Abstract

China’s cadre evaluation system – the personnel management system used to assess the performance of government officials in the party-state – is considered an important tool for upper-level governments to supervise and regulate lower-level agents. This system is one of the key factors contributing to the Chinese Communist Party’s (CCP) authoritarian resilience. Deficiencies of this system are exemplified by the ‘blind pursuit of GDP’, selective implementation, gaming, collusion, and data fabrication. The CCP has been reforming this system to strengthen its monitoring and political control over local government cadres, especially at the county level, and it is a crucial component in the step-by-step hierarchical power structure. While current literature focuses largely on the assessment content of such reform, this article pays specific attention to the changes in the cascading evaluation structure of province to prefecture to county.
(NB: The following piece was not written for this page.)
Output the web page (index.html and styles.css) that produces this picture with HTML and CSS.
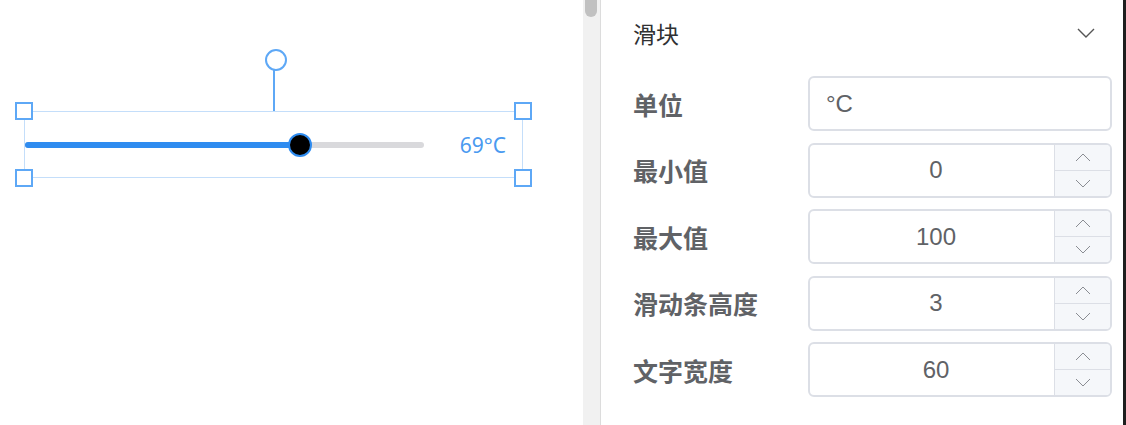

The article identifies a new dynamic of ‘over-cascading’ whereby provincial governments bypass prefectural governments and directly evaluate county officials, resulting in the co-existence of prefecture-county and province-county evaluations. This article also explores the functioning mechanism of this dual structure and argues that this structural change in the cadre evaluation system is breaking the traditional hierarchical governance structure and enhancing authoritarian resilience of the CCP because it provides a new route for over-cascading governance between provincial and county governments. This research contributes to the conceptualization of the over-cascading governing structure of the CCP and fills gaps in the literature on structural changes in China’s cadre evaluation system.